Subject to securing the necessary financing, the company hopes to get the planned 4,500 tonnes per annum HPA processing plant up and running at Johor Bahru and first product out to customers by about 2023.
Bringing the project development to fruition, after construction began early last year, will help turn Altech into one of the world’s leading suppliers of high purity alumina, it says.
The company has so far managed to lock away debt finance through the German Government backed KfW IPEX-Bank as senior lender, which has approved a US$190 million loan, and is currently working on securing further funding.
HPA is a high-value, high margin, and in-demand product critical to the production of synthetic sapphire and increasingly in the manufacture of lithium-ion batteries.
Synthetic sapphire is used in the fabrication of LED lights, semiconductor wafers for the electronics industry, and scratch-resistant sapphire glass for wristwatch faces, optical windows, and smartphone components.
Lithium-ion battery manufacturers use HPA for the coating on the polymer anode/cathode separator sheets in batteries, improving performance, longevity, and safety.
According to Altech, global HPA demand is predicted to soar from about 19,000tpa in 2018 to a whopping 272,000tpa 10 years later, driven primarily by the rapidly expanding lithium-ion battery and LED manufacturing sectors.
Feedstock for the Johor Bahru plant will be sourced from the company’s 100 per cent owned kaolin deposit at Meckering in WA and shipped to Malaysia.

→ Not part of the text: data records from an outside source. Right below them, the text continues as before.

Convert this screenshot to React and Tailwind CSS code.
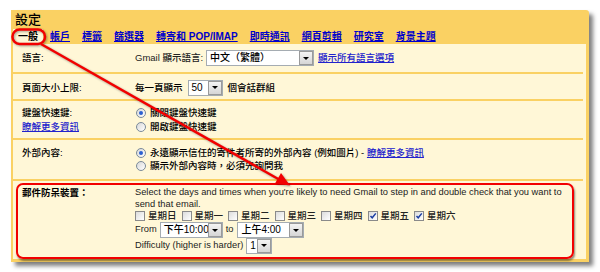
import React from "react";

function Select({ w, text }) {
  return (
    <div
      className="flex items-center h-[16px] border border-[#a5acb2] bg-white"
      style={{ width: w }}
    >
      <div className="flex-1 pl-[3px] text-[10px] leading-[14px] text-black whitespace-nowrap overflow-hidden">{text}</div>
      <div className="w-[14px] h-[14px] border border-[#9a9a9a] bg-gradient-to-b from-[#f4f4f4] to-[#d6d6d6] flex items-center justify-center">
        <div className="w-0 h-0 border-l-[3px] border-r-[3px] border-t-[3px] border-l-transparent border-r-transparent border-t-black" />
      </div>
    </div>
  );
}

function Radio({ on }) {
  return (
    <div className="w-[10px] h-[10px] rounded-full border border-[#7a8a99] bg-gradient-to-br from-[#d8d8d8] to-white flex items-center justify-center shrink-0">
      {on && <div className="w-[4px] h-[4px] rounded-full bg-[#2b5fd0]" />}
    </div>
  );
}

function Check({ on }) {
  return (
    <div className="relative w-[10px] h-[10px] border border-[#8a8a8a] bg-gradient-to-br from-[#dcdcdc] to-white shrink-0">
      {on && (
        <svg className="absolute left-0 top-0" width="8" height="8" viewBox="0 0 8 8">
          <path d="M1.5 4 L3.2 5.8 L6.8 1.4" stroke="#1d3fa3" strokeWidth="1.5" fill="none" />
        </svg>
      )}
    </div>
  );
}

const tabs = ["帳戶", "標籤", "篩選器", "轉寄和 POP/IMAP", "即時通訊", "網頁剪輯", "研究室", "背景主題"];
const days = ["星期日", "星期一", "星期二", "星期三", "星期四", "星期五", "星期六"];

export default function App() {
  return (
    <div className="relative w-[600px] h-[272px] bg-white overflow-hidden font-['Liberation_Sans','Noto_Sans_CJK_TC',sans-serif] font-medium text-[9.5px] leading-[12px] text-black">
      <div className="ml-[11px] mt-[10px] w-[578px] h-[252px] bg-[#fad163] rounded-tr-[3px] shadow-[4px_4px_4px_rgba(0,0,0,0.5)] flex flex-col">
        <div className="pl-[4px] pt-[3px] h-[19px] text-[13px] leading-[14px] text-black">設定</div>
        <div className="flex items-end h-[15px] pl-[2px] gap-[2px] text-[10px] font-bold leading-[12px]">
          <div className="h-[15px] px-[5px] bg-[#fff7d7] text-black flex items-center">一般</div>
          {tabs.map((t) => (
            <div key={t} className="h-[15px] px-[5px] flex items-center text-[#0000cc] underline whitespace-nowrap">
              {t}
            </div>
          ))}
        </div>
        <div className="ml-[2px] mr-[3px] mb-[3px] flex-1 bg-[#fff7d7] flex flex-col">
          {/* row 1 */}
          <div className="mr-[3px] h-[30px] border-b-2 border-[#fad163] flex items-center">
            <div className="w-[122px] pl-[9px]">語言:</div>
            <div className="flex items-center">
              <span className="text-[#222]">Gmail 顯示語言:</span>
              <div className="ml-[3px]"><Select w={108} text="中文（繁體）" /></div>
              <span className="ml-[4px] text-[#2222cc] underline">顯示所有語言選項</span>
            </div>
          </div>
          {/* row 2 */}
          <div className="mr-[3px] h-[27px] pt-[2px] border-b-2 border-[#fad163] flex items-center">
            <div className="w-[122px] pl-[9px]">頁面大小上限:</div>
            <div className="flex items-center">
              <span>每一頁顯示</span>
              <div className="ml-[5px] mr-[5px]"><Select w={35} text="50" /></div>
              <span>個會話群組</span>
            </div>
          </div>
          {/* row 3 */}
          <div className="mr-[3px] h-[39px] pt-[5px] border-b-2 border-[#fad163] flex items-start leading-[14px]">
            <div className="w-[122px] pl-[9px] flex flex-col">
              <span>鍵盤快速鍵:</span>
              <span className="text-[#2222cc] underline">瞭解更多資訊</span>
            </div>
            <div className="flex flex-col">
              <div className="flex items-center gap-[4px] pl-[1px] h-[14px]"><Radio on /><span>關閉鍵盤快速鍵</span></div>
              <div className="flex items-center gap-[4px] pl-[1px] h-[14px]"><Radio /><span>開啟鍵盤快速鍵</span></div>
            </div>
          </div>
          {/* row 4 */}
          <div className="mr-[3px] h-[41px] pt-[6px] border-b-2 border-[#fad163] flex items-start leading-[13px]">
            <div className="w-[122px] pl-[9px]">外部內容:</div>
            <div className="flex flex-col">
              <div className="flex items-center gap-[4px] pl-[1px] h-[13px]">
                <Radio on />
                <span>
                  永遠顯示信任的寄件者所寄的外部內容 (例如圖片) - <span className="text-[#2222cc] underline">瞭解更多資訊</span>
                </span>
              </div>
              <div className="flex items-center gap-[4px] pl-[1px] h-[13px]"><Radio /><span>顯示外部內容時，必須先詢問我</span></div>
            </div>
          </div>
          {/* row 5 */}
          <div className="mt-[2px] ml-[3px] mr-[12px] h-[76px] border-2 border-[#f20000] rounded-[7px] shadow-[1px_2px_2px_rgba(0,0,0,0.45)] flex items-start pt-[2px] leading-[11.5px]">
            <div className="w-[117px] pl-[4px] font-bold">郵件防呆裝置：</div>
            <div className="flex flex-col text-[#222]">
              <div className="whitespace-nowrap text-[9.3px] font-normal">
                Select the days and times when you're likely to need Gmail to step in and double check that you want to
                <br />
                send that email.
              </div>
              <div className="flex items-center h-[12px] gap-[5px]">
                {days.map((d, i) => (
                  <div key={d} className="flex items-center gap-[3px]">
                    <Check on={i >= 5} />
                    <span>{d}</span>
                  </div>
                ))}
              </div>
              <div className="flex items-center h-[14px] mt-[1px]">
                <span className="text-[9.3px] font-normal">From</span>
                <div className="ml-[3px]"><Select w={63} text="下午10:00" /></div>
                <span className="ml-[3px] text-[9.3px] font-normal">to</span>
                <div className="ml-[4px]"><Select w={67} text="上午4:00" /></div>
              </div>
              <div className="flex items-center h-[15px] mt-[1px]">
                <span className="text-[9.3px] font-normal">Difficulty (higher is harder)</span>
                <div className="ml-[3px]"><Select w={26} text="1" /></div>
              </div>
            </div>
          </div>
        </div>
      </div>
      <svg
        className="absolute left-0 top-0 pointer-events-none [filter:drop-shadow(1px_1px_1px_rgba(0,0,0,0.35))]"
        width="600"
        height="272"
        viewBox="0 0 600 272"
      >
        <rect x="12.5" y="29.5" width="32.5" height="14.5" rx="7" fill="none" stroke="#f20000" strokeWidth="2.5" />
        <line x1="41" y1="44" x2="280" y2="180" stroke="#f20000" strokeWidth="2.5" />
        <polygon points="290,185.5 275,183.5 281,173" fill="#f20000" />
      </svg>
    </div>
  );
}
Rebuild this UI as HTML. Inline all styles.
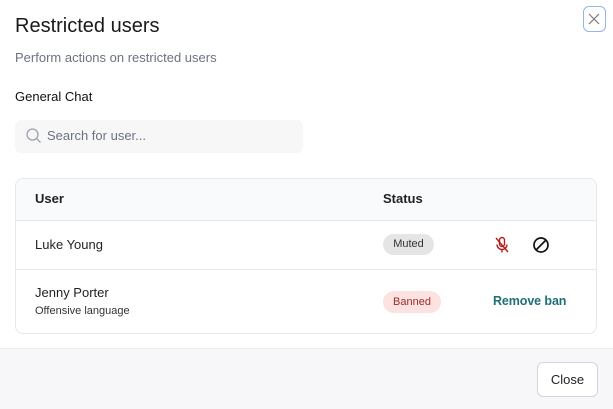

Definitive feasibility study modelling estimated the vertically integrated project has a net present value of $US505.6 million before tax based on a 30-year life, impressive annual average free cashflow of about US$76 million at full production before debt servicing and tax, and an attractive margin on HPA sales of about 63 per cent.
Altech has entered into an offtake sales agreement with Mitsubishi Corporation’s Australian subsidiary, Mitsubishi Australia, covering the first 10 years of HPA production from the project.